Vegetarian main courses were of subtler character. The dal tadka may have seemed familiar, being home-style yellow lentils, tempered with cumin and garlic, but had a creamier quality than what I’m used to — almost more a korma than a dhal, with a mild, lightly sweet character. Jaipuri kofta were mixed vegetable dumplings rolled in chickpea batter, served with a green cardamom sauce. Palak paneer, featuring Indian cottage cheese cubes in pureed spinach with ginger and tomatoes, was a superior rendition of the dish.
Along with all of these came basmati rice, which arrived light, fluffy, and with a hint of coconut.
There are a decent number of bread varieties, and the naan we had was topped with ample garlic.
In the same way that warm beverages often make a better pairing for hot or spicy foods than cold ones (perhaps counterintuitively), so it is the case with red wines versus whites when it comes to South Asian dishes with spicy sauces. The two we had offered a nice contrast of both a fruitier character — the 2016 Hanging Vine cabernet sauvignon (Lodi, Calif.), which has a nice cherry nose — and the 2013 tempranillo ‘El Coto’ Crianza from Spain’s Rioja region, which was somewhat dry and spicy, with a light aspect of citrus.
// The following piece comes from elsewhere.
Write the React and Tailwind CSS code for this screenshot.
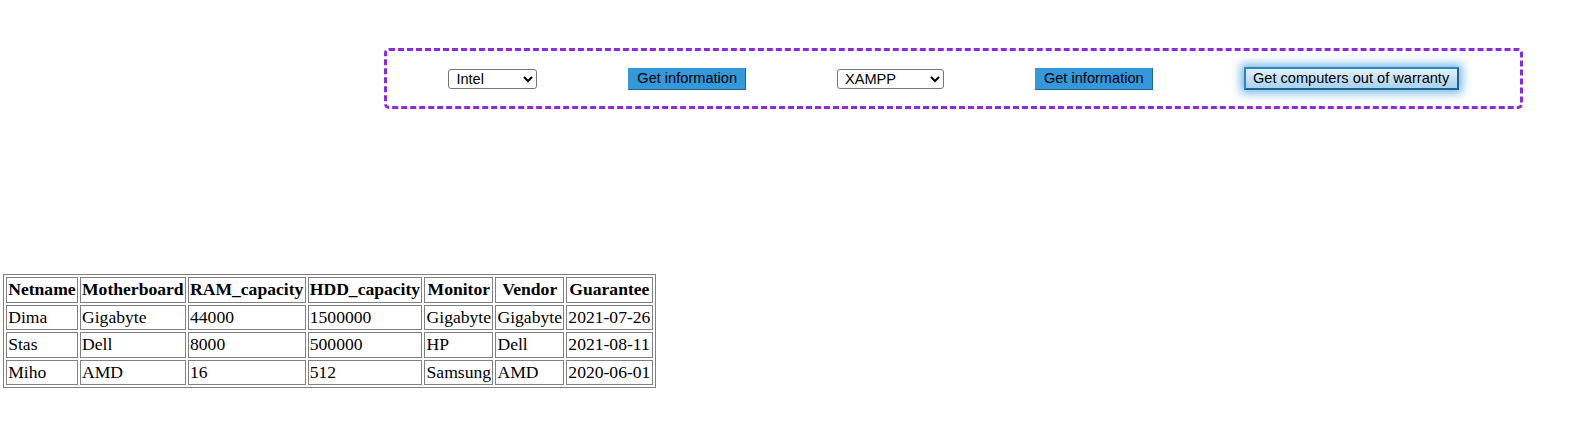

The dessert menu is evolving, with a new set of items forthcoming. Though I scarcely had the room for it, we were presented with paneer ras malai. This third different treatment of cheese in our meal, it demonstrated that the dairy product shines best when in a sauce of some kind. Here the cheese is soaked in a reduced milk emulsion, seasoned with saffron, pistachios, almonds and an extract of rose water, the last of these lending the liquid a pinkish hue. The flavors combined in a sweetness more mellow than sugary, and atop this was a sheet of edible silver — a not atypical flourish upon South Asian sweets — called kailash. One cannot say his meal lacked for mineral enrichment after such a finish.
Prices range from $9 to $14 for starters, $15 to $24 for main courses, $3 to $5 for breads.
Pippali, 129 E. 27 Street, 212-689-1999. Open seven days for lunch and dinner. Major credit cards are accepted.